[Objective] From the entries that follow, gather each line holding the word "screenshot".
-- Task material start --
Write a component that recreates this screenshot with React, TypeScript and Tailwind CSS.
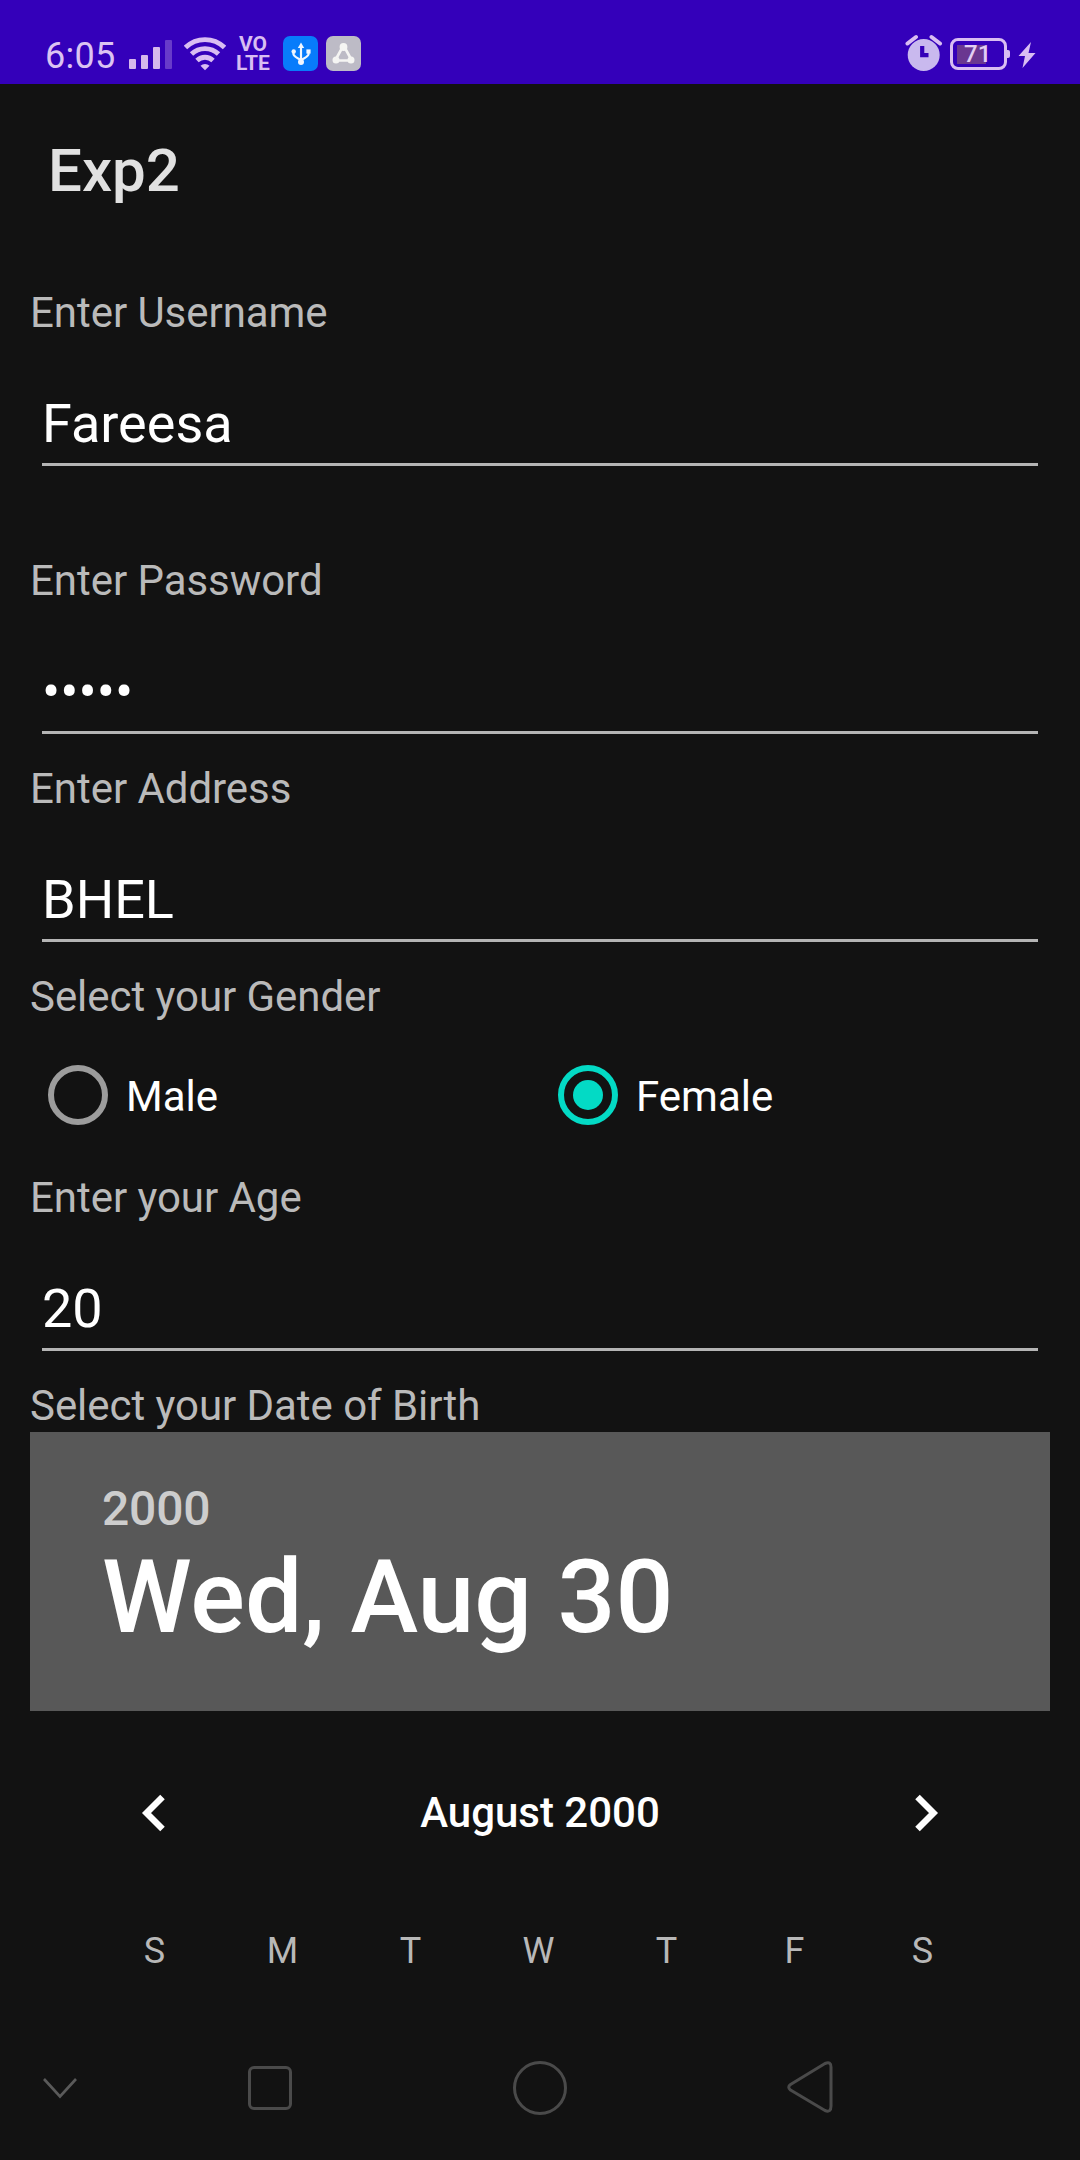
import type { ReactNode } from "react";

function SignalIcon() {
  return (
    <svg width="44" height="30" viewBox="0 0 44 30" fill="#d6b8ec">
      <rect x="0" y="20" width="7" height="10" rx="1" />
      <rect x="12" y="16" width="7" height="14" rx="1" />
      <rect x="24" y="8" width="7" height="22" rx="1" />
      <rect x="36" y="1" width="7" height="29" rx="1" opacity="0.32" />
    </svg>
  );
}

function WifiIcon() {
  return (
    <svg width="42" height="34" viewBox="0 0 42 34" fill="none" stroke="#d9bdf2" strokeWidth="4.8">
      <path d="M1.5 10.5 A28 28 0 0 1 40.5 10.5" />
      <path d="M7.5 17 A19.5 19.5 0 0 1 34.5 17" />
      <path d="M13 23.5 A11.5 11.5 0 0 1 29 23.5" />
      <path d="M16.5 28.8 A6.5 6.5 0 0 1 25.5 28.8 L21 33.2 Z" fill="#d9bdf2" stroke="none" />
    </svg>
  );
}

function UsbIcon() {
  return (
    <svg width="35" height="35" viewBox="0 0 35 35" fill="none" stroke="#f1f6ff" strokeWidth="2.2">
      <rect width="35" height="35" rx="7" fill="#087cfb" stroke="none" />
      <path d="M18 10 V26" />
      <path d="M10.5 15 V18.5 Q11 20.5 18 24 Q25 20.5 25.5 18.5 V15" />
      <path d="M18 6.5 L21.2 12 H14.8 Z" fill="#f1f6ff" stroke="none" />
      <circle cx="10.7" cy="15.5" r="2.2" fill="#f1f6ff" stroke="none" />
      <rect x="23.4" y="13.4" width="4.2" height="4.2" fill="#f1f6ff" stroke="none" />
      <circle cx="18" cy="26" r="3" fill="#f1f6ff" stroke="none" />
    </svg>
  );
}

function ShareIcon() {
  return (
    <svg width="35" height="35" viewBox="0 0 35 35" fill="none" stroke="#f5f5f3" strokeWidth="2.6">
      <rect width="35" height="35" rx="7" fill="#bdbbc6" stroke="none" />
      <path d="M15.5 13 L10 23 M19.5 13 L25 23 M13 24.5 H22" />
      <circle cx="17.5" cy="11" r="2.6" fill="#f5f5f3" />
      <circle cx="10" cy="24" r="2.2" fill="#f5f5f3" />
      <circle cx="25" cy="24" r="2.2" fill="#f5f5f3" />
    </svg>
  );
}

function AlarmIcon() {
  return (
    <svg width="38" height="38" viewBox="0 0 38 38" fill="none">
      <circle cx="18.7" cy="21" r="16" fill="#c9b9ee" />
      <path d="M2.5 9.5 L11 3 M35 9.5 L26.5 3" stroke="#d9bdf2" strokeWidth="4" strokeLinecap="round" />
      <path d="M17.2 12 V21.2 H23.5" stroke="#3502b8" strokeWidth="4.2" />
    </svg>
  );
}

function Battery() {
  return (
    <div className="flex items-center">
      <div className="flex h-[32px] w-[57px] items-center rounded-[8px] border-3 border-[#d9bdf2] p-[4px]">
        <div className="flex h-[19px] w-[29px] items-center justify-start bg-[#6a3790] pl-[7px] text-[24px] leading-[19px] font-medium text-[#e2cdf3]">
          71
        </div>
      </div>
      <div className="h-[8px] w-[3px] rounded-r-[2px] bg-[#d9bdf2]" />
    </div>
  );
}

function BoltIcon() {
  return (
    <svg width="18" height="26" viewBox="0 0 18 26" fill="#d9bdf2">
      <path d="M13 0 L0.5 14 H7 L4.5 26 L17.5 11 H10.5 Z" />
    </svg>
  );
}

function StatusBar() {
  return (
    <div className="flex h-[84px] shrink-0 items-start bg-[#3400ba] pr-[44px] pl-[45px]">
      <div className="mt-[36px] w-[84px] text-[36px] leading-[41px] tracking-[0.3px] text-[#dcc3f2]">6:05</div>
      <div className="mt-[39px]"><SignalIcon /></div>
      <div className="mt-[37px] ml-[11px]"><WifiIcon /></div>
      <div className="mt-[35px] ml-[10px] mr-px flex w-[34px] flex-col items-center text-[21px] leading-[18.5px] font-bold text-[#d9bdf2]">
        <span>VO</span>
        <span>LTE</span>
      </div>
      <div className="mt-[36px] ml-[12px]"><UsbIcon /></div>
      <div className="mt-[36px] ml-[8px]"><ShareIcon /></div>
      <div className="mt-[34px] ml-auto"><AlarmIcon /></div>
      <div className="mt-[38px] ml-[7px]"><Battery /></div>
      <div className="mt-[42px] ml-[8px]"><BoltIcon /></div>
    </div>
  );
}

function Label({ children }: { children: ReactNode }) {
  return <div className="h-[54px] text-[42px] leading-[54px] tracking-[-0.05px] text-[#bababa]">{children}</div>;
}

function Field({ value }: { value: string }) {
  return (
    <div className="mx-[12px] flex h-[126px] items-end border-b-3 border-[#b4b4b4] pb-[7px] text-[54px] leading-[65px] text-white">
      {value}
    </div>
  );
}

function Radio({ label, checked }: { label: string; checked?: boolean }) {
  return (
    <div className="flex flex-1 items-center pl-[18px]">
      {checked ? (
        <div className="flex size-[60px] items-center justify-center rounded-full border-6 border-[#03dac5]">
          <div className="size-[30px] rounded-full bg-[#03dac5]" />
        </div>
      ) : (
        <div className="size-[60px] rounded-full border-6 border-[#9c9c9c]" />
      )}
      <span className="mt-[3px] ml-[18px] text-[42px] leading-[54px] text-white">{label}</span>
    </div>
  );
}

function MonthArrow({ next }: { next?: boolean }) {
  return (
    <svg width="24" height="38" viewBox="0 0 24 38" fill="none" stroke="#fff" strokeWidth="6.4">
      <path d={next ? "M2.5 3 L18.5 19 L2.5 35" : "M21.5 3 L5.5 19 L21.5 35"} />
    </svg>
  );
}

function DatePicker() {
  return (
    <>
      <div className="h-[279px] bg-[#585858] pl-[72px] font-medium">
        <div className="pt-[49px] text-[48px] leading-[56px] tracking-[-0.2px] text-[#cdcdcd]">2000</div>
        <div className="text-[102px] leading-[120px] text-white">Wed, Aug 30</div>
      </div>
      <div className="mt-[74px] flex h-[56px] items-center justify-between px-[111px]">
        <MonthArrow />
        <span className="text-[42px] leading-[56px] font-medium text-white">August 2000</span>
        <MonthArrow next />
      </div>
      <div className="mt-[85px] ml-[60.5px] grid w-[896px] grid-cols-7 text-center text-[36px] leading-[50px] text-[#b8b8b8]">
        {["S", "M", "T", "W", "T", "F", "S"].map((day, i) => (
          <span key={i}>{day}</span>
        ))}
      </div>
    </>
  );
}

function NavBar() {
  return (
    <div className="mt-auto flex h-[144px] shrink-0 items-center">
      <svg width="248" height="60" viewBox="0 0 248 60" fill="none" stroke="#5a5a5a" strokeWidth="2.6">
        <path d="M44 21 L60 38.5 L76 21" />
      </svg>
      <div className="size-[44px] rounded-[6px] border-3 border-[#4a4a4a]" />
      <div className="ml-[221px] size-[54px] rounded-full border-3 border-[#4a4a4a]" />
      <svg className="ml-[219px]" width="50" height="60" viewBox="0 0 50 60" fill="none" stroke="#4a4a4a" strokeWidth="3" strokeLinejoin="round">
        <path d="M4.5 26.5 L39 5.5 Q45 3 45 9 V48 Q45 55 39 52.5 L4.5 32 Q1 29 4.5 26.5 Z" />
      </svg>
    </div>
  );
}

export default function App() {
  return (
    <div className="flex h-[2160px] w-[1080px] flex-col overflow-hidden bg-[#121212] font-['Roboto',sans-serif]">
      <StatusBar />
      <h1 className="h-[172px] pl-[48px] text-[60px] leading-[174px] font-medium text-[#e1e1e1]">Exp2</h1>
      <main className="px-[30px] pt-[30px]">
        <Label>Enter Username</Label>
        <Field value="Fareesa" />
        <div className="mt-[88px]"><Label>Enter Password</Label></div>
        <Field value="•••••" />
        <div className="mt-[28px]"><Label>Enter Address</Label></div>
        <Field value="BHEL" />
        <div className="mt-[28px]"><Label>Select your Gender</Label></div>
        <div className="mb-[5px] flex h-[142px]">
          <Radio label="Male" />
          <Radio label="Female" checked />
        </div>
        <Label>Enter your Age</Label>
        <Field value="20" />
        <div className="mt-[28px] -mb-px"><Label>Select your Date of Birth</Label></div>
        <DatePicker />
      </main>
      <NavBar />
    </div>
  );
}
-- Task material end --
-- Task material start --
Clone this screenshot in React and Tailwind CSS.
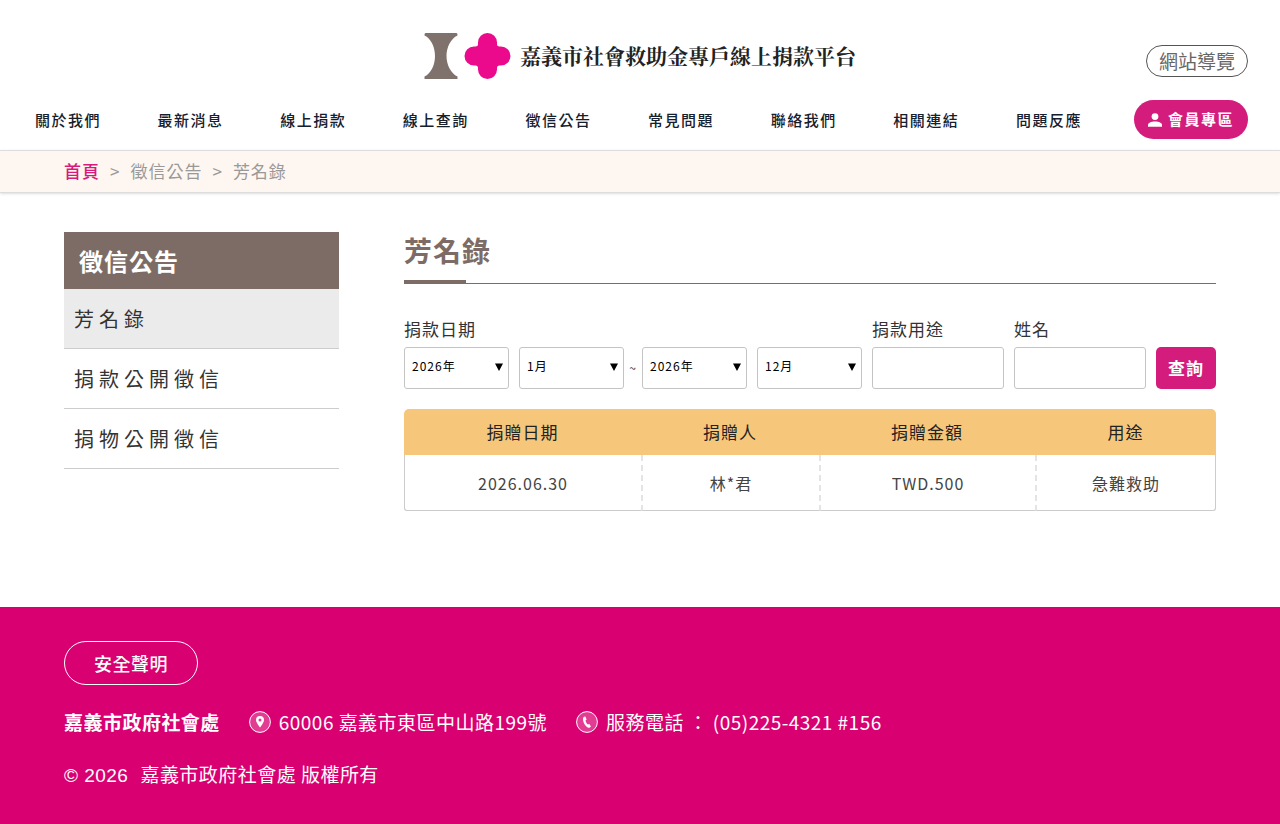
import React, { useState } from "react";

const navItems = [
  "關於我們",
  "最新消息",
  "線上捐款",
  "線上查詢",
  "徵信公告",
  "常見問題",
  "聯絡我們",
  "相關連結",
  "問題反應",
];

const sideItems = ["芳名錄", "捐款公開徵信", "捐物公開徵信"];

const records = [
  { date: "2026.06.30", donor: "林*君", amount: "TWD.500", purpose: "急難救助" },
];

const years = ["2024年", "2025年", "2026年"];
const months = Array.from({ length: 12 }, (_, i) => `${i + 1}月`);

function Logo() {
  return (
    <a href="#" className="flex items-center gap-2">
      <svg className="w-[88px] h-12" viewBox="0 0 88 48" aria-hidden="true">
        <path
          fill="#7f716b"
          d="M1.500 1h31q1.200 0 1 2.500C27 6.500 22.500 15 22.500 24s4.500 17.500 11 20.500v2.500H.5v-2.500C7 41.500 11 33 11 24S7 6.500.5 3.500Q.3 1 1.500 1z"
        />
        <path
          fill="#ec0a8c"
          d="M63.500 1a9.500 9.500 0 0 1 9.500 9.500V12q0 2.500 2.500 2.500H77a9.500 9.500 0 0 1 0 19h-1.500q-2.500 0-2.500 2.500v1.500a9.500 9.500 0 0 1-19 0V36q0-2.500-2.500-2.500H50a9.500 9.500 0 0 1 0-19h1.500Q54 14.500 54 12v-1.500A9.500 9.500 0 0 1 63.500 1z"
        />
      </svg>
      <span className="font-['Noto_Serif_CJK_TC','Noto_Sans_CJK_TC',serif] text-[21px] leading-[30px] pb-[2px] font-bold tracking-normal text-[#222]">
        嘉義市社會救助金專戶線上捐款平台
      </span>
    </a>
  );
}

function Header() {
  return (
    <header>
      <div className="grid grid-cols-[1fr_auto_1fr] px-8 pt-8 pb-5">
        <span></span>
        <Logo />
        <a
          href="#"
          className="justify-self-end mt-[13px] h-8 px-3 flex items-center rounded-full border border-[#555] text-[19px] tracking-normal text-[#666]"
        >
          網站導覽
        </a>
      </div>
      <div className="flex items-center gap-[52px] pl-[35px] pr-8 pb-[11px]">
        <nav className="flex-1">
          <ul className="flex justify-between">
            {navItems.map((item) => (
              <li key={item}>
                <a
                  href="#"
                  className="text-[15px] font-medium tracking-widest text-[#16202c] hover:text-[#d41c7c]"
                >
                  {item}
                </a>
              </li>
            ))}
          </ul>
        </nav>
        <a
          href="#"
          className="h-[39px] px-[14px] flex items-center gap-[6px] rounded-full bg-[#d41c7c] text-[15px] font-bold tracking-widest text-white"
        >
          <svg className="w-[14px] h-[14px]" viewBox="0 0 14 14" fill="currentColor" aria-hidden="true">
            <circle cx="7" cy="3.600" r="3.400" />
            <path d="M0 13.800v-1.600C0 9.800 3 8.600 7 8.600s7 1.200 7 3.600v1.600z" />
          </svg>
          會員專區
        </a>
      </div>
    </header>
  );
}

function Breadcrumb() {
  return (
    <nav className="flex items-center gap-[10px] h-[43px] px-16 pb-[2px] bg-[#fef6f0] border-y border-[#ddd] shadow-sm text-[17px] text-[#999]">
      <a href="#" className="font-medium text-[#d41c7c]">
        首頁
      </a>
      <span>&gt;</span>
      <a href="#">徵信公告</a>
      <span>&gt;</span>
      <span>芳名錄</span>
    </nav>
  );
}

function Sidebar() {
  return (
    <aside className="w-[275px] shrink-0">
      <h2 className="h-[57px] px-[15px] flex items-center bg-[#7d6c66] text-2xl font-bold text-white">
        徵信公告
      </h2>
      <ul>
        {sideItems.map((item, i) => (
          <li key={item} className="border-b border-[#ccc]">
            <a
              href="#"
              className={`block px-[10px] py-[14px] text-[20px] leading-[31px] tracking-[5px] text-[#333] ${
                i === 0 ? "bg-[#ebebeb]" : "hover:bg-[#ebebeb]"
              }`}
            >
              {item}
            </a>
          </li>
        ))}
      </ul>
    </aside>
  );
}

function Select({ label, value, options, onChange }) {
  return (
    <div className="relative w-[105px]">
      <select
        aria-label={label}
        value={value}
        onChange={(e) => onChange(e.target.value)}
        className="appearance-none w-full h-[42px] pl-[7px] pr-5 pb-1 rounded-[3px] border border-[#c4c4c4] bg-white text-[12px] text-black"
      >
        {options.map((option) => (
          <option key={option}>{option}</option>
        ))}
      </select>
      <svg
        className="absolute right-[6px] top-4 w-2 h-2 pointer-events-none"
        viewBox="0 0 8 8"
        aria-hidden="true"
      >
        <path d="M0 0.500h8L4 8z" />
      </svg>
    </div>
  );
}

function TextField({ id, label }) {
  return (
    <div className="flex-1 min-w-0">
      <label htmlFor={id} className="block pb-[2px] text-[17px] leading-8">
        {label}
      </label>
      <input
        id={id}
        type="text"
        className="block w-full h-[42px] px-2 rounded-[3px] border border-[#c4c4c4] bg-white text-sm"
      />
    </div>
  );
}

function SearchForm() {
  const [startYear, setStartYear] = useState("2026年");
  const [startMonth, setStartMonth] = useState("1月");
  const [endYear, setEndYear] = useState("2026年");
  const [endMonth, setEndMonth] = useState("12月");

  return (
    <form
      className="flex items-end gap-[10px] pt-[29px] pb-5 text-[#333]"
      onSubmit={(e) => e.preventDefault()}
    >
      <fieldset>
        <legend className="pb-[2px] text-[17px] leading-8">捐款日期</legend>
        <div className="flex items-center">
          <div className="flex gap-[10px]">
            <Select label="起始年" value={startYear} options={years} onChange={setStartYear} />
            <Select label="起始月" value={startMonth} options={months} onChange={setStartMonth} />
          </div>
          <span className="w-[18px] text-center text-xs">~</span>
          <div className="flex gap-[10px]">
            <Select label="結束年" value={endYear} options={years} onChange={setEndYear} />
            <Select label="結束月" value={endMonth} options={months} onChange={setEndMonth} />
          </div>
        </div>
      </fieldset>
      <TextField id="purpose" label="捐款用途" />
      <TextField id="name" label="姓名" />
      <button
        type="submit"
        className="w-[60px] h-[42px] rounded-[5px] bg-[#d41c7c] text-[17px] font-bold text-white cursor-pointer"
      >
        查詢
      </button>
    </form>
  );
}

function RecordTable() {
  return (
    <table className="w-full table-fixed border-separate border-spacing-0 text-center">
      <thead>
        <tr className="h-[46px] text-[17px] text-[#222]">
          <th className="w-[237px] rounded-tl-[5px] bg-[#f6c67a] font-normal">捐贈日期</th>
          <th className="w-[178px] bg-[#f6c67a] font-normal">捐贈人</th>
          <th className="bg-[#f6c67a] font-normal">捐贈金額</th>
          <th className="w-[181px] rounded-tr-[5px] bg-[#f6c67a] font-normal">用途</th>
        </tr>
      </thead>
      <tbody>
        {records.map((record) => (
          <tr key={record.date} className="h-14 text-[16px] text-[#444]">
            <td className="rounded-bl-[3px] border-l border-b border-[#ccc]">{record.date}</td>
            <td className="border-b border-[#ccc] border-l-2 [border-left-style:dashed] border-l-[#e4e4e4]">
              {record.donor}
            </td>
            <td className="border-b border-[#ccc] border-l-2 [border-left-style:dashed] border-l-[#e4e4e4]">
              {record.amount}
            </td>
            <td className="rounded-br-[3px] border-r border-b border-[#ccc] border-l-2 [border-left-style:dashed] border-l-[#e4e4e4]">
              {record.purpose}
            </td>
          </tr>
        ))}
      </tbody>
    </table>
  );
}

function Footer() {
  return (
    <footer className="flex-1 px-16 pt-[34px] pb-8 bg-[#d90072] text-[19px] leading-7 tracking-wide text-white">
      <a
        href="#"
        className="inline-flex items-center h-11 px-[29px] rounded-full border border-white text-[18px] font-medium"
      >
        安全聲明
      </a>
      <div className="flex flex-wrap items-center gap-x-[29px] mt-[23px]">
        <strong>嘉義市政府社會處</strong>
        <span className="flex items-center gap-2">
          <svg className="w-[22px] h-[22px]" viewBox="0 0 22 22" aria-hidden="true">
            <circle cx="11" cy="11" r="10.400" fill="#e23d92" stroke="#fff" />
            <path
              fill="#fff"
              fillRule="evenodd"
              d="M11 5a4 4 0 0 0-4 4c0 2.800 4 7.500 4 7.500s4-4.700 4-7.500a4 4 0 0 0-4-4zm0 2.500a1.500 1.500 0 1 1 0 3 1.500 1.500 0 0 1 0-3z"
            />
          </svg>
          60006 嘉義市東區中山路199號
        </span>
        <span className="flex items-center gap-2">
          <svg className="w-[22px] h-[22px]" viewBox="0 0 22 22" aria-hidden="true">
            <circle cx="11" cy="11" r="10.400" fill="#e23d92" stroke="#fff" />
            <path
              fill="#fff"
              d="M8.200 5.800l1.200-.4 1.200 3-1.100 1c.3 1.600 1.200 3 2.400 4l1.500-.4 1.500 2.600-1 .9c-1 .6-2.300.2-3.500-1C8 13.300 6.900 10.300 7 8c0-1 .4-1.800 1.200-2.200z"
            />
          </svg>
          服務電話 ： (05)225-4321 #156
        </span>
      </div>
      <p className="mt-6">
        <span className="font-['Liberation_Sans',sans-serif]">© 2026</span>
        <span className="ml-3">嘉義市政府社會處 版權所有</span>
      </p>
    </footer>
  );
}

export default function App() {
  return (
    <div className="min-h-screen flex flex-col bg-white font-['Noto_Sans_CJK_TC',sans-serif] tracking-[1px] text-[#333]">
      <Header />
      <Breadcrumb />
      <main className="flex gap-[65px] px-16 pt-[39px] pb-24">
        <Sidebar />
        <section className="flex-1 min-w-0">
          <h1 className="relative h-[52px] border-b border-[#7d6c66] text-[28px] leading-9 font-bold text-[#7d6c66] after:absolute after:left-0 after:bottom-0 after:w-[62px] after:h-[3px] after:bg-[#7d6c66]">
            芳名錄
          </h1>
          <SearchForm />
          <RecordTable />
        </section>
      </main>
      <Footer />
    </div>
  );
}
-- Task material end --
[Written response]
Write a component that recreates this screenshot with React, TypeScript and Tailwind CSS.
Clone this screenshot in React and Tailwind CSS.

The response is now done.